Turkey’s gold extraction hits record with 29.5 tons worth $1.7 billion annually. Professionals say new investments in mining is boosting the sector
Turkey’s gold production increased to 29.5 tons in 2012 from e mere 1.4 tons 2002. Turkey produces 136 tons of gold in this period, as figures show.
Turkey broke its all-time gold extraction record in 2012 with 29.5 tons, generating $1.7 billion, according to Gold Miners Association Chairman Ümit Akdurb, coming at a time when the country has increased gold sales to the Islamic Republic of Iran, who faces hardships in cash transactions.

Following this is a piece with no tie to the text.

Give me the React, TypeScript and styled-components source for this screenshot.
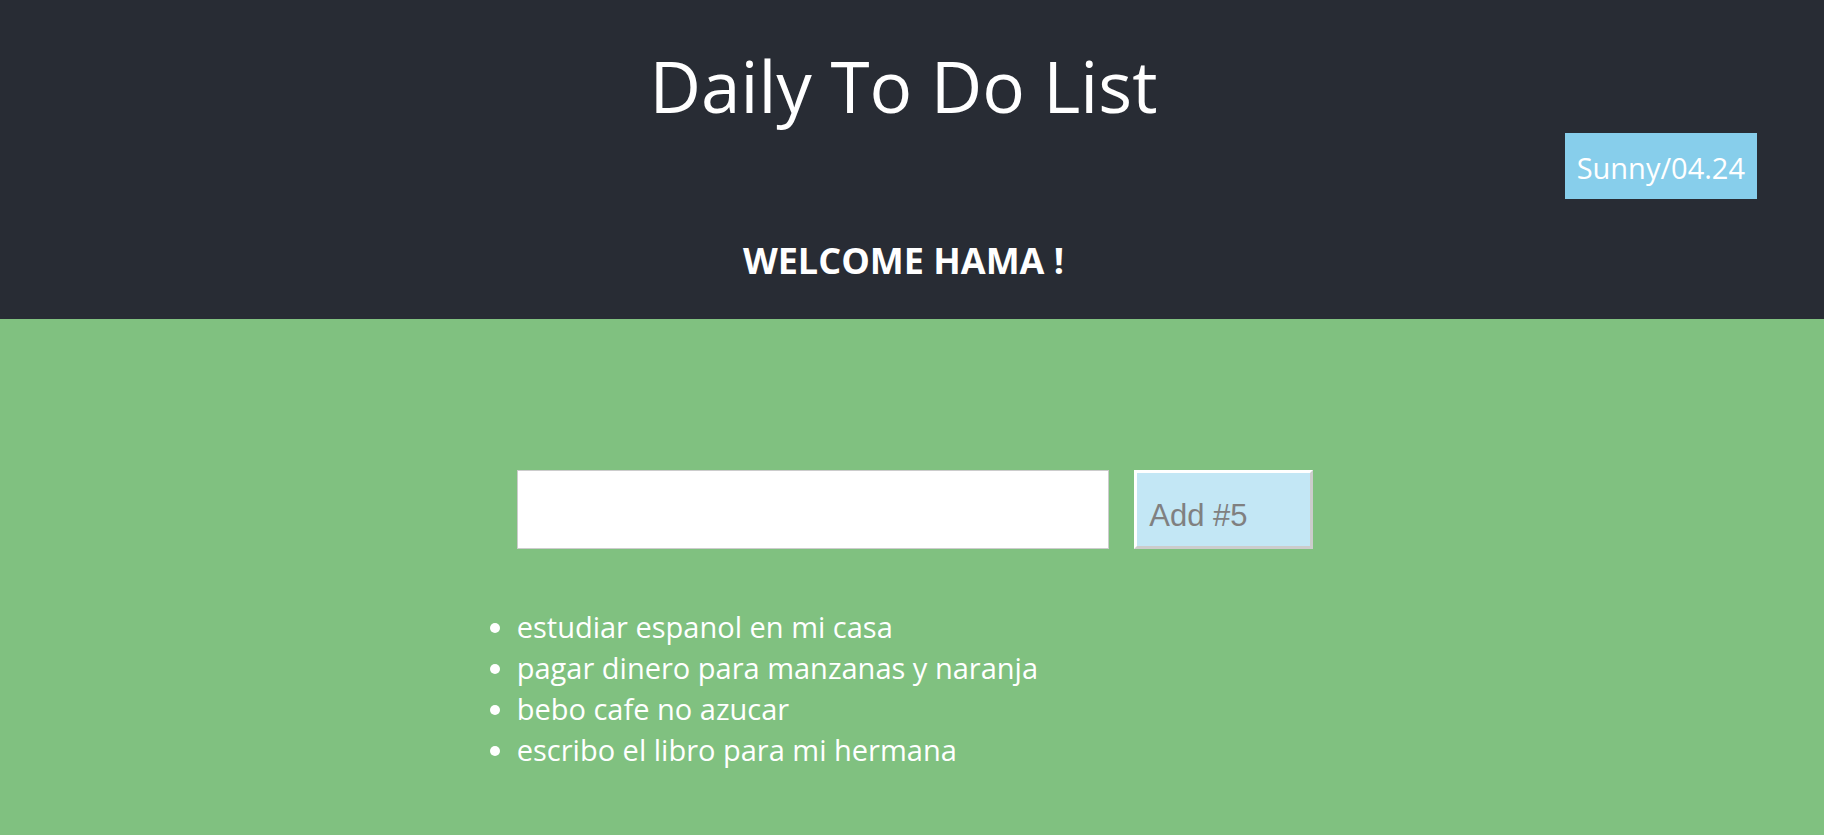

Gold production increased from a mere 1.4 tons in 2002, the sector representative told Anatolia news agency.
“Thus, the gradual increase shows us that gold production in Turkey grew to 136 tons from 2001 to 2012,” he said, adding that Turkey has invested $2 billion in gold mining in the last two decades. Some $630 million was spent on exploration and the remaining $1.4 billion allocated to mining facilities and management.
China tops production
Turkey imported a sum of $140 billion in gold between 1995 and 2012, according to Akdur. During the last 18 years, the country imported an annual average of 150 tons of gold, spending around $8 billion and his expectation for gold production in 2013 is 33 tons.
China produces the most gold with 351 tons of gold production followed by Australia with 258 tons and the U.S. with 232 tons.
Akdur also noted that nine gold mining companies were active in the country and in the following 10 years new business organizations would be opened, raising the number of active firms to more than 20.
“It takes 15 years to search for and discover new gold mines and also to produce [gold from] them,” he said.
Turkey is also among the leading gold consumers, with the precious metal being one of the most popular presents for special days such as marriages.
Turkey sold $6.5 billion worth of gold to Iran and another $4.2 billion worth to the United Arab Emirates in the first 11 months of 2012. Ankara is under severe pressure from its Western allies to reduce imports of natural gas from Iran, owing to Tehran’s disputed nuclear program.
On Nov. 30, the U.S. Senate unanimously approved new economic sanctions aimed at further crippling Iran’s energy, shipping and port sectors, a year after Congress passed tough restrictions against Tehran.